Brief: Copy each line of the data below with the word "styles".

Supplied data:
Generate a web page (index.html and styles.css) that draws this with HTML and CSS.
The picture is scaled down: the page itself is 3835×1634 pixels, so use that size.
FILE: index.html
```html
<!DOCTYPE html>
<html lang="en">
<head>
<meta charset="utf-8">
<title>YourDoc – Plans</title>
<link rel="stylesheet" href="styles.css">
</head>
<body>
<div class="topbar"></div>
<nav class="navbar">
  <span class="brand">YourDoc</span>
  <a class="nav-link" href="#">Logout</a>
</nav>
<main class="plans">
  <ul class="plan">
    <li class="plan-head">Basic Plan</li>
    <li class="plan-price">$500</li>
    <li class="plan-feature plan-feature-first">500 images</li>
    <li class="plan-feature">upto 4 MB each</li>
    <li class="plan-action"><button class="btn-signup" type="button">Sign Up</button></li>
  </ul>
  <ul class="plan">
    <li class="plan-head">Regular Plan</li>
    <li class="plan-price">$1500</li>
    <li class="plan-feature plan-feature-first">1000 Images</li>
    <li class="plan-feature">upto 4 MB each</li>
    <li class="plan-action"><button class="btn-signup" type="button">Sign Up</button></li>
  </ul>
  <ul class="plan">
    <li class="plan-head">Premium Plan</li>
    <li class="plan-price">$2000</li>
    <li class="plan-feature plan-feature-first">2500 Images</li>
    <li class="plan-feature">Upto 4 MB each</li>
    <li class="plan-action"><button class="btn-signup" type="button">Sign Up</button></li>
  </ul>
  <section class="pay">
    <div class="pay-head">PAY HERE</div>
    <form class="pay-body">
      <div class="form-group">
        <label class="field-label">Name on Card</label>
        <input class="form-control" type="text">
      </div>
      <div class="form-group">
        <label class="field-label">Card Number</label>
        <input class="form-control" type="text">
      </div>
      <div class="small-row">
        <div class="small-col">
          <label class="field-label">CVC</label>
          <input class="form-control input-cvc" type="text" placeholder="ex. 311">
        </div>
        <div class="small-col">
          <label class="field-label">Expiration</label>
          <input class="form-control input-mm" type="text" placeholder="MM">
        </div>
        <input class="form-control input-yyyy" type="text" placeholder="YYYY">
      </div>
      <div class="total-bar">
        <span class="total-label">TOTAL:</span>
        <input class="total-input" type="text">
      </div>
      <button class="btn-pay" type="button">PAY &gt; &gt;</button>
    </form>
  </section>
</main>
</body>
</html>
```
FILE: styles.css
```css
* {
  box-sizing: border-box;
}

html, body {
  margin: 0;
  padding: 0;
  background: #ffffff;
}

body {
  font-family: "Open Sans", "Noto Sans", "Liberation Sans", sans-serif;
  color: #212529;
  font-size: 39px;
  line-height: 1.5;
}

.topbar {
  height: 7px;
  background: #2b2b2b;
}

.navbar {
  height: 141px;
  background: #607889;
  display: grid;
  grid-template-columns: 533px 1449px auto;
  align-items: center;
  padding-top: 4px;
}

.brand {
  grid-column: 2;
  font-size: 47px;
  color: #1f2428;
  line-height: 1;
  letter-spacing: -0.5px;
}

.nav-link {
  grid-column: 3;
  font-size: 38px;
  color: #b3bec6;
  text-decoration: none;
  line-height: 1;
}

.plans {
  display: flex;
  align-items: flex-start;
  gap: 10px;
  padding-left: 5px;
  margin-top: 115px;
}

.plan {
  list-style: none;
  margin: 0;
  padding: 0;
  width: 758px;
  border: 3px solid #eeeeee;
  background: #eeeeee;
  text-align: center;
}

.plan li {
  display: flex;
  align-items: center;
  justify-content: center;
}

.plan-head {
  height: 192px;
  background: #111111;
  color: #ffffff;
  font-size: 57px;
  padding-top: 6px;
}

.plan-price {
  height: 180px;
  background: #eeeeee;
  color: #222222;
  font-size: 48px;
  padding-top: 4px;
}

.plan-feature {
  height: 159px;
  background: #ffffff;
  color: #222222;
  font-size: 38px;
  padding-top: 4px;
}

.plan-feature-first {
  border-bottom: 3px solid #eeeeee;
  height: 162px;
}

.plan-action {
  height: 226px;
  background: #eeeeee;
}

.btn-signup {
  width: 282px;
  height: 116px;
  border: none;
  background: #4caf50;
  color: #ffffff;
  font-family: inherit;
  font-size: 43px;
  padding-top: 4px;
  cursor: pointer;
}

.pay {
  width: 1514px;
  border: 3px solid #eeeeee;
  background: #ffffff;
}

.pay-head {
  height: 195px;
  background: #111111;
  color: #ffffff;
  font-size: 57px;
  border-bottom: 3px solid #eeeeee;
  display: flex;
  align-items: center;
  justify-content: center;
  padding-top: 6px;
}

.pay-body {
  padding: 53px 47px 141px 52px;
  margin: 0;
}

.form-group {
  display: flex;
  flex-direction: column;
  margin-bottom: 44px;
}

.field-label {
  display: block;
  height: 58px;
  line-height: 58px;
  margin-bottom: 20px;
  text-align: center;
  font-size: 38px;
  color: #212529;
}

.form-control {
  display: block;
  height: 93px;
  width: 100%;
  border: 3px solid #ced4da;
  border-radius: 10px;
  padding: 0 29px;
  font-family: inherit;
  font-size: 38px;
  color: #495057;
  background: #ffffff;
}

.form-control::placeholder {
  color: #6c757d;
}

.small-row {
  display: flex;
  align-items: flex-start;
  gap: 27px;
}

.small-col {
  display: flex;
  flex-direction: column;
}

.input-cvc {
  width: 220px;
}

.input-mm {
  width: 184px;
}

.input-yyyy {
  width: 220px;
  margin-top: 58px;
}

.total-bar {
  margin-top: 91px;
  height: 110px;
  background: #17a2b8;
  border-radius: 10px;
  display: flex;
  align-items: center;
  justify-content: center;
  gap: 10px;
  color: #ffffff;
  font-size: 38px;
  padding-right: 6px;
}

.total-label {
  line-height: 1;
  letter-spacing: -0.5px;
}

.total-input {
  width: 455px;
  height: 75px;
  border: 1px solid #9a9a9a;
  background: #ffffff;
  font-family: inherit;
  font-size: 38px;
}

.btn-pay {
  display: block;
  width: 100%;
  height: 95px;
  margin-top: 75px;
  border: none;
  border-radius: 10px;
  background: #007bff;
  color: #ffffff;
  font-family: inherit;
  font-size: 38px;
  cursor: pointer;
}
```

Exercise response:
Generate a web page (index.html and styles.css) that draws this with HTML and CSS.
<link rel="stylesheet" href="styles.css">
FILE: styles.css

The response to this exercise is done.